Sunday, 8 May 2022

Party, Police and Mr Bagga

 

 
 
 

Dear reader,

 

As the week drew to a close, on Friday, an action thriller spanning Delhi, Kurukshetra, Mohali and the highway in between, was playing in real time on a TV/social media screen near you. 

 

The arrest of Delhi BJP spokesperson Tajinder Pal Singh Bagga for comments/tweets against AAP leader and Delhi CM Arvind Kejriwal seemed to eclipse the far more consequential matter of the finalisation of the Delimitation Commission's order for Jammu and Kashmir. 

 

The Bagga potboiler starred police forces of three states having a go at each other — it was two against one, actually, Delhi-Haryana vs Punjab — and Bagga was only the bone of contention, not the hero. In fact, the police were also puppets in the AAP vs BJP show. So far at the receiving end, like many non-BJP parties, of the BJP's weaponisation of laws and misuse of state agencies to settle political scores, here was the AAP pulling the strings of the police in a state it recently won handsomely, to pay back in kind. 

 

Meanwhile, Bagga, arrested by Punjab Police from his home in Delhi, then brought back midway after a joint operation by the Haryana and Delhi Police from Kurukshetra in BJP-ruled Haryana, has now been granted relief by a Punjab and Haryana High Court till May 10. But this matter is not over. Its political echoes will resonate well beyond next week. 

 

There are questions about the flouting of due process. As a report in this paper pointed out, inter-state arrests are routine but the bitter politics in the Bagga case could make this one a worrying precedent. There are concerns about whether and to what extent the police force that was making the arrest informed and sought cooperation from the local police force, and over the interception of one police convoy by another, registration of an abduction case by one against the other.       

 

But those are not the only questions, going ahead. 

 

Our editorial "Driving Mr Bagga" pointed out the irony of the BJP, and particularly Bagga, a serial offender on the count of political incivility, playing victim.

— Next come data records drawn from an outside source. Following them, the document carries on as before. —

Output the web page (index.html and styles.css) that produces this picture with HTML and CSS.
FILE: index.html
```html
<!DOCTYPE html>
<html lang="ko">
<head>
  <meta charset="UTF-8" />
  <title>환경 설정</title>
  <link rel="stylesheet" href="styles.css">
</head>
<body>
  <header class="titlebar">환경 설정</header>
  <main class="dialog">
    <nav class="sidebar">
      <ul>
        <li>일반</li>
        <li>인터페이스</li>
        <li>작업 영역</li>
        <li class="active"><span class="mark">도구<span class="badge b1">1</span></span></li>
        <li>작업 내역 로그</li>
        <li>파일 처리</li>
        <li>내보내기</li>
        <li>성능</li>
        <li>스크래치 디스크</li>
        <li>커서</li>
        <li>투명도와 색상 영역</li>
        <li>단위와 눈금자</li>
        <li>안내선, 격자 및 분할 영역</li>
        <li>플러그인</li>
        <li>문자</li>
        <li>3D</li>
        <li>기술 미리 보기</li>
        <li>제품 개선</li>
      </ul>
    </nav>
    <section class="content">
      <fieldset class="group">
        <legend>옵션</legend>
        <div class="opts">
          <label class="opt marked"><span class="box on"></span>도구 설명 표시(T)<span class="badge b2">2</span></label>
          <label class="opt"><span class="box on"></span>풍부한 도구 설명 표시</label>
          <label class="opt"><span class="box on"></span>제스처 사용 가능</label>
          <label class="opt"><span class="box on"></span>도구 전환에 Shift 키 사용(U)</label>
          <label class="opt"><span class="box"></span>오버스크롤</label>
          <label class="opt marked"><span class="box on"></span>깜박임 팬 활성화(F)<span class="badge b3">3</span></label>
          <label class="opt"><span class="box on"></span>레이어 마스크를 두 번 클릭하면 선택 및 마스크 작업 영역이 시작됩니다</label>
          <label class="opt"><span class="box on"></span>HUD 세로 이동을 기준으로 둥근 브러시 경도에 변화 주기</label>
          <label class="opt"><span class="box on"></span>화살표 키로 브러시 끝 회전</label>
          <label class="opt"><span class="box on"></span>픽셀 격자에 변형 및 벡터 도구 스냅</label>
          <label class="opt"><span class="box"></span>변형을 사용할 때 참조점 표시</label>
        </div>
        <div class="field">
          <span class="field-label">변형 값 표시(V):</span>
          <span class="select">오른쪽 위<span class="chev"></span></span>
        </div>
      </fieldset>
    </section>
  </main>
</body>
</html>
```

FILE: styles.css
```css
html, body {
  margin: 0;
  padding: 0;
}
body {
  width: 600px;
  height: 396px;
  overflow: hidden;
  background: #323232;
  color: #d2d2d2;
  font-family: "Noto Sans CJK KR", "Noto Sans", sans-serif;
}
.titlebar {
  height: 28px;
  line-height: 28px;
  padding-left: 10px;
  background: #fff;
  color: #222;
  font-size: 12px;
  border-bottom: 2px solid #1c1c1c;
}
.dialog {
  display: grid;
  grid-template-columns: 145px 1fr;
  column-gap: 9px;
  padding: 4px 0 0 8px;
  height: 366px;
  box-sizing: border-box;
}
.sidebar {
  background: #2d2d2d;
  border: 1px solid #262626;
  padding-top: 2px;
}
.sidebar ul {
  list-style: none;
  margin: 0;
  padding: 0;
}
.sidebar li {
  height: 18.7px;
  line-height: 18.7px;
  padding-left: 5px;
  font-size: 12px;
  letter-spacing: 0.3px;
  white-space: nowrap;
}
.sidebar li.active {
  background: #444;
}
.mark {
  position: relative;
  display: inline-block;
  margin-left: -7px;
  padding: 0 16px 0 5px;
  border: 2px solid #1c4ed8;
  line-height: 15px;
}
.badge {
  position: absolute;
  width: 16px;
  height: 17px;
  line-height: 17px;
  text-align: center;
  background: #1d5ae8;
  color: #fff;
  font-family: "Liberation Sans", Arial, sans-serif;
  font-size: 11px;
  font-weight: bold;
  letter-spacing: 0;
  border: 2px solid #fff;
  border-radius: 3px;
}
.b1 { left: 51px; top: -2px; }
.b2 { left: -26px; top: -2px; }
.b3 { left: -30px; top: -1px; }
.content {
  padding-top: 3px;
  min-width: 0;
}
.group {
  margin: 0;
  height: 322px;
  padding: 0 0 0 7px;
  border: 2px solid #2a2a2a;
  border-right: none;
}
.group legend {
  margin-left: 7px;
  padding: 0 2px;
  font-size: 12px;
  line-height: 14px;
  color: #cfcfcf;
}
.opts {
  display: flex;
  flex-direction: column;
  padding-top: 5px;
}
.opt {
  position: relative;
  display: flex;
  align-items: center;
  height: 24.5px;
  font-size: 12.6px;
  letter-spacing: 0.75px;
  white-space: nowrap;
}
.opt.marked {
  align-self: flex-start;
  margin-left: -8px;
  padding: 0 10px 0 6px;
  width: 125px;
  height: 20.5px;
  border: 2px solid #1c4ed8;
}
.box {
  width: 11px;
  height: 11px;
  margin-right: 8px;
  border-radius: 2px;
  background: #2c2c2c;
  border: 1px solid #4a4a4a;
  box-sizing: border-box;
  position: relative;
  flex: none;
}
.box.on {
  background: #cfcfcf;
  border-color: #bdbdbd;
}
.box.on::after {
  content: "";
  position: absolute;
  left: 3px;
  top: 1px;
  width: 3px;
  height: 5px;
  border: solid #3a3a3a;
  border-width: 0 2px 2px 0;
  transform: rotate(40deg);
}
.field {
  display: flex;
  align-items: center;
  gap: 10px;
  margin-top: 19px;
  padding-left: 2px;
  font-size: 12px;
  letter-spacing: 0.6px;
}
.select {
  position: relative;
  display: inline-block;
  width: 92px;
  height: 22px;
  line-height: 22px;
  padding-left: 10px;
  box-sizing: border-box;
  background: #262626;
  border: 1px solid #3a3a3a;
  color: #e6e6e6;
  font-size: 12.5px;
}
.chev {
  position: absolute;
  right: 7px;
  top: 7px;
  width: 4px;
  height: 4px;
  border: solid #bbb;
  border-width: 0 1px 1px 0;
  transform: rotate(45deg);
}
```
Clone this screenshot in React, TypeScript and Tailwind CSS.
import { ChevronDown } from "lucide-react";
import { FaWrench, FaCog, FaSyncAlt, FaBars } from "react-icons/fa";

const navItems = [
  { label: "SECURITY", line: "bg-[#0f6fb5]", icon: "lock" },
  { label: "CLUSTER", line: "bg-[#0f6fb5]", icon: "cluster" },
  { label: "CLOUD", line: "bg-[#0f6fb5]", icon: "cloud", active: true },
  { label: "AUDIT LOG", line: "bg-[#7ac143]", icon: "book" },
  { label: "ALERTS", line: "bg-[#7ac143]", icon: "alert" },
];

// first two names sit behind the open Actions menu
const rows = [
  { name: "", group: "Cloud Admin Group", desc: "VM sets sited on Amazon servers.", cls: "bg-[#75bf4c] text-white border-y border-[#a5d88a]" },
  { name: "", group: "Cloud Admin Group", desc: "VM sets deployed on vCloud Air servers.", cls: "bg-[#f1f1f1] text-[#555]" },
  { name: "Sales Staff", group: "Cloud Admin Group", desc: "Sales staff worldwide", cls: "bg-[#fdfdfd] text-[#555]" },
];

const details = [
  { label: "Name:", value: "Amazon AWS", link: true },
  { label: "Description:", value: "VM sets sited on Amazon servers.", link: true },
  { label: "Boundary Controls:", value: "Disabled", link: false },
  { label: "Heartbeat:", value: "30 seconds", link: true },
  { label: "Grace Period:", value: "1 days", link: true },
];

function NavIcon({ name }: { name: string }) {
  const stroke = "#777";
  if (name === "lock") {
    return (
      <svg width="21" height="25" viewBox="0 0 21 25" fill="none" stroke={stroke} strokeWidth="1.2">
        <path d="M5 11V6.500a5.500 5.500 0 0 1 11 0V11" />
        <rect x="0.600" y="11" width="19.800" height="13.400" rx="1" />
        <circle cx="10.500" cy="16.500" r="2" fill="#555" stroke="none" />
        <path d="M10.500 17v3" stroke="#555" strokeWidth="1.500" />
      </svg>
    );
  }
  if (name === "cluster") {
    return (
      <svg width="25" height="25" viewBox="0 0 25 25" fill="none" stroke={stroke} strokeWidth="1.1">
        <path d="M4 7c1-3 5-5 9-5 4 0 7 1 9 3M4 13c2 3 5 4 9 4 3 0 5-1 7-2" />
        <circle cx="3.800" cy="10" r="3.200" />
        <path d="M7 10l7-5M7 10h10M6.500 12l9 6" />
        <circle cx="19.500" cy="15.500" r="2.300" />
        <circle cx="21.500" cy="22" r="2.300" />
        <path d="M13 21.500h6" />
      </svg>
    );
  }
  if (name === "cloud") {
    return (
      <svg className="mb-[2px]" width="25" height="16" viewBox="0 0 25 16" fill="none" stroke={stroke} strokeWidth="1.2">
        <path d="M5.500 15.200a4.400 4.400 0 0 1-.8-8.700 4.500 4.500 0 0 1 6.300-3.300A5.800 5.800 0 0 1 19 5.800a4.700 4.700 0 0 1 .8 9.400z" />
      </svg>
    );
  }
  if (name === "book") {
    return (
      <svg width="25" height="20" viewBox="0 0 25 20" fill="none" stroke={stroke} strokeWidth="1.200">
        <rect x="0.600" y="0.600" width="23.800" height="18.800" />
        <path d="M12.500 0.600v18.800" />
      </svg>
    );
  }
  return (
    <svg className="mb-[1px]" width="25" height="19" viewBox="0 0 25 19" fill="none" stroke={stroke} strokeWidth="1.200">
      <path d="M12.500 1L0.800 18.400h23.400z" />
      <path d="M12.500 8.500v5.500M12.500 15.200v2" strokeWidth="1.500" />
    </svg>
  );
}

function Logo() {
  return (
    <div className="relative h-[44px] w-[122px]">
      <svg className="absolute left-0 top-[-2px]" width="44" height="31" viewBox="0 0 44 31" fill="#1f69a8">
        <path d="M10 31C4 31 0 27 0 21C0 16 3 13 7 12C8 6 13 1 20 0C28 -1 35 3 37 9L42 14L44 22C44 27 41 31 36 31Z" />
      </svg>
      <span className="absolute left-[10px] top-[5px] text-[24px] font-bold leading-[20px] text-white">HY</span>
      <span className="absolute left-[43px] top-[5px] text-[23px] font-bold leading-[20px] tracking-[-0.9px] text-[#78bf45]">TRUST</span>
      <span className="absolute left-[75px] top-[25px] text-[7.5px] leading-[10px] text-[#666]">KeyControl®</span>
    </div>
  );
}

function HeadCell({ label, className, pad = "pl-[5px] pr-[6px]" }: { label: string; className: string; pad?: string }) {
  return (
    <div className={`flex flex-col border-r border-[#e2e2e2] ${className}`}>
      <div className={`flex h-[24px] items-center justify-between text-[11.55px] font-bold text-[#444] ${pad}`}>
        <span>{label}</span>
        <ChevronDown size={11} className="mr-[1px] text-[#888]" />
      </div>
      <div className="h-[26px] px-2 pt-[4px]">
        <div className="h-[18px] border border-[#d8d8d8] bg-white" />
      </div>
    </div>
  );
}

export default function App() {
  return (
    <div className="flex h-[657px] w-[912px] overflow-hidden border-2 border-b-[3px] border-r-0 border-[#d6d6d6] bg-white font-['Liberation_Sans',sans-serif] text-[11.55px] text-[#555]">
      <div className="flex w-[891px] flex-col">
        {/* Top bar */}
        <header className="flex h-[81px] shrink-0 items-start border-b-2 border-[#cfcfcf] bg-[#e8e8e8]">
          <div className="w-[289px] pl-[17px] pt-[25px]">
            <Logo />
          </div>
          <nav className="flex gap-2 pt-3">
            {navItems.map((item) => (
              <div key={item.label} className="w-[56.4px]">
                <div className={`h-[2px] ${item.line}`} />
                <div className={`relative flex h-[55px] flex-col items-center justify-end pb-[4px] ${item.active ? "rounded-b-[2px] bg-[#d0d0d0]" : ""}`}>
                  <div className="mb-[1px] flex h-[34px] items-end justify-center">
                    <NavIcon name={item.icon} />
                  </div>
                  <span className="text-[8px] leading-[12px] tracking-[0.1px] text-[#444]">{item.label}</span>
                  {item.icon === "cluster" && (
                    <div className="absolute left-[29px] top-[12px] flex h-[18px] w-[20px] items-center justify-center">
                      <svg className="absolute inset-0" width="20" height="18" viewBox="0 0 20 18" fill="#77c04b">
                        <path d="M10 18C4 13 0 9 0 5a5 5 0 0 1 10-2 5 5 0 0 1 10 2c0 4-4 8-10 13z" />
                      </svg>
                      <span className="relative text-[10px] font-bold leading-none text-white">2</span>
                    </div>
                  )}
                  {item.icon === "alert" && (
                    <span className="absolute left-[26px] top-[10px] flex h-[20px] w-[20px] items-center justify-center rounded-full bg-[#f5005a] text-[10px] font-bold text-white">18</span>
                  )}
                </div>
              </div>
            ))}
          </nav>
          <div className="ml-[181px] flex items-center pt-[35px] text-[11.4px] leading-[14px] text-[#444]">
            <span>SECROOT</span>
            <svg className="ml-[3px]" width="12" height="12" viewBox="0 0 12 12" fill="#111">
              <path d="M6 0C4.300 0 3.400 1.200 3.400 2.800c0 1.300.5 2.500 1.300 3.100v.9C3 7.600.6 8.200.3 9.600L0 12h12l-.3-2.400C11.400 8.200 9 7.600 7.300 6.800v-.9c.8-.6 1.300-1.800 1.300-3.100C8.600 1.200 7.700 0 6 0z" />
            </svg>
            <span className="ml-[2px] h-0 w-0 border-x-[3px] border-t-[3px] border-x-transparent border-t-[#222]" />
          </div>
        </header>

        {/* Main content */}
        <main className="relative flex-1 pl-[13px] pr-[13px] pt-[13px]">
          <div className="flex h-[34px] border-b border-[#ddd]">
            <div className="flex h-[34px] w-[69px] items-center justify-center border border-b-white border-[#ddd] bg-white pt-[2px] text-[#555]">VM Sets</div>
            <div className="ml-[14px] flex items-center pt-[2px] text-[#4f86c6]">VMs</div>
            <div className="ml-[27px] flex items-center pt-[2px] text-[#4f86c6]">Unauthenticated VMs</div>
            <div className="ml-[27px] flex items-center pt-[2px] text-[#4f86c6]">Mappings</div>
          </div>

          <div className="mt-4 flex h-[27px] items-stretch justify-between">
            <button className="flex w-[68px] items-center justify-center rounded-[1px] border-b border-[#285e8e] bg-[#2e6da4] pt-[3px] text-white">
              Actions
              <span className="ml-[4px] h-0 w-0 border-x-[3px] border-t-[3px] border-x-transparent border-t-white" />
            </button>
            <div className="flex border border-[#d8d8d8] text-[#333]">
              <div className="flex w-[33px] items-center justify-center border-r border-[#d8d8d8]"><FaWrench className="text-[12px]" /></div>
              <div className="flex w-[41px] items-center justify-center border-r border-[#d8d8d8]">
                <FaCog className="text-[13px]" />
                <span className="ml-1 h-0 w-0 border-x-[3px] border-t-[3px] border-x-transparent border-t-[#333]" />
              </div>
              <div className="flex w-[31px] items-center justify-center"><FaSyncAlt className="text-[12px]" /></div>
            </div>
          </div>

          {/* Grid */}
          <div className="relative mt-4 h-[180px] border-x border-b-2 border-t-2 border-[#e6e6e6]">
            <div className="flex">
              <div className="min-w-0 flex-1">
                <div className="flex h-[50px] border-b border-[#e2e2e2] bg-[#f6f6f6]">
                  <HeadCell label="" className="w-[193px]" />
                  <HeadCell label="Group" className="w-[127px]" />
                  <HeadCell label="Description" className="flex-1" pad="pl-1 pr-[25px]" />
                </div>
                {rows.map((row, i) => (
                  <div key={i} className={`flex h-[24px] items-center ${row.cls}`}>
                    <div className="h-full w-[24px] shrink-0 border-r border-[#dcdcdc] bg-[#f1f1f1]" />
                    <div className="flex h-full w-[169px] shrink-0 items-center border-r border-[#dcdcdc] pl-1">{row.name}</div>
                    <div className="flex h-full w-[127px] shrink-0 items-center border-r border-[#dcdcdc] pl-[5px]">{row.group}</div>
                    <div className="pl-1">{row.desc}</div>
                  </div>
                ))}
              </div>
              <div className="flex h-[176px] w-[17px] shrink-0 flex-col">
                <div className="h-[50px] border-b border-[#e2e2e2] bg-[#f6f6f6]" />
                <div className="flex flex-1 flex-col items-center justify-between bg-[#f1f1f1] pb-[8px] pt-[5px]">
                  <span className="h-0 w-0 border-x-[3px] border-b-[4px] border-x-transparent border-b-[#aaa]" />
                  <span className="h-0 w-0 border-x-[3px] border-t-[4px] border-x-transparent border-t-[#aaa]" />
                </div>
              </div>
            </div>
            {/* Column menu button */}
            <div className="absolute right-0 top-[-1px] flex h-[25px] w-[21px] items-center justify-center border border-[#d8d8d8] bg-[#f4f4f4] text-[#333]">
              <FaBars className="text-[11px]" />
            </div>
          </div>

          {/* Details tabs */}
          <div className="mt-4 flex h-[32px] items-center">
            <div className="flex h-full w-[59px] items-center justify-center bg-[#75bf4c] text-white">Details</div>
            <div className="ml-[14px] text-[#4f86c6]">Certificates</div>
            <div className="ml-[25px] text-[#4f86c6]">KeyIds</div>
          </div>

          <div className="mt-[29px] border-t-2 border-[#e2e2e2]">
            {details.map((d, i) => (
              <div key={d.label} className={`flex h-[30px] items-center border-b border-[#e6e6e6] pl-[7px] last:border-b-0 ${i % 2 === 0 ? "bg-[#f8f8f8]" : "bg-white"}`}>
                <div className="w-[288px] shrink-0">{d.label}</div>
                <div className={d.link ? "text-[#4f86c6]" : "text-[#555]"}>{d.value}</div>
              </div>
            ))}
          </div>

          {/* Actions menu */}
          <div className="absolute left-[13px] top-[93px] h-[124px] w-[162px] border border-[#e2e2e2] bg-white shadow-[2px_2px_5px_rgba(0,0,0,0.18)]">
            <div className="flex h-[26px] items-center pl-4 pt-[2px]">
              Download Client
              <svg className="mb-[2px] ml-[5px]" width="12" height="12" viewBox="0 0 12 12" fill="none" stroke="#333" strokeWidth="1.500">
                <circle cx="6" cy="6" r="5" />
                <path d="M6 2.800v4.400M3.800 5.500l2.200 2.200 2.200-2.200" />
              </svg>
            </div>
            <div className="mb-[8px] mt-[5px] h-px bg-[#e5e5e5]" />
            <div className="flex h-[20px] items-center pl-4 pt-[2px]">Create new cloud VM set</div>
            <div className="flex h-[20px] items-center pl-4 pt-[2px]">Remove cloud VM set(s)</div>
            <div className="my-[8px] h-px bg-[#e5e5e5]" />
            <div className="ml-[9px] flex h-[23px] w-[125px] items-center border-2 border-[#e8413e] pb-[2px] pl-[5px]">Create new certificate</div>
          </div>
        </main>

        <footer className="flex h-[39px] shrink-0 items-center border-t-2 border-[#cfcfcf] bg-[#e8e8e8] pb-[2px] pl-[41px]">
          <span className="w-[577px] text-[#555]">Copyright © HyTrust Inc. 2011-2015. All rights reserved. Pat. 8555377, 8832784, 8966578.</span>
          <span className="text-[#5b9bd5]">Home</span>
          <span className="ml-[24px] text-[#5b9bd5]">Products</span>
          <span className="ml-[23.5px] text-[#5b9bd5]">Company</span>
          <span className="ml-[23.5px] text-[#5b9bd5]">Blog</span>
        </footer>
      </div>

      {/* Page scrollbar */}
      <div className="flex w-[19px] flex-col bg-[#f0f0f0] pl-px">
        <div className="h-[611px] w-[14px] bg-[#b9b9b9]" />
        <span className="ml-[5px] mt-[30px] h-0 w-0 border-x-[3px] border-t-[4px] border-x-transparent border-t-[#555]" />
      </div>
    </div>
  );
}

But there is also a tragedy: "… that, increasingly, the BJP's Opposition is playing by the BJP's book… the response of the AAP government to criticism of its leader is so disproportionate that it draws the spotlight squarely back on the party's own display of intolerance and flouting of federal restraints".  

 

The intolerance, the undermining of due process, the me-too politics, that appear to have become the currency on both sides of the political battle have a larger message, and cost. 

 

These are times when the BJP, the dominant political force in the country, has convinced itself that as the winner of elections, it can take all. As it uses the brute force of the state to push into spaces that are, or that should be, governed by principles other than the electoral or majoritarian one, and to target the dissenter and subdue the political opponent, the BJP tells a self-serving story. It is authorised by the people's mandate to do so, it says, and its critics are only sore losers of the elections it has won.  

 

The parties that oppose the BJP's use of the mandate to disrespect the limits imposed on it by the rules of the game have a choice to make. Their own scarred record in power makes it difficult for them to take a principled stand and fuels the BJP's whataboutery. And yet, can they oppose the BJP by trying to beat it at its own game? 

 

For the older players, this is a formidable challenge, one they evidently haven't found a credible or consistent resolution to. But for a party like the AAP, a relative newcomer, with a cleaner slate, which has risen on the back of the hope for change, the answer should surely be simpler, less fraught.    

 

It is not that the burden of a more virtuous politics is entirely on the AAP. In fact, the AAP has, so far, not even shown a marked aptitude for the role. For all its protestations of difference, for the most part, like other parties, it wants to win elections and form government, whatever it takes. 

 

But the truth is also this: A space has been created by the rise of the BJP and the decline of the Congress. And any attempt to fill it by BJP Lite will mean that it remains unfilled.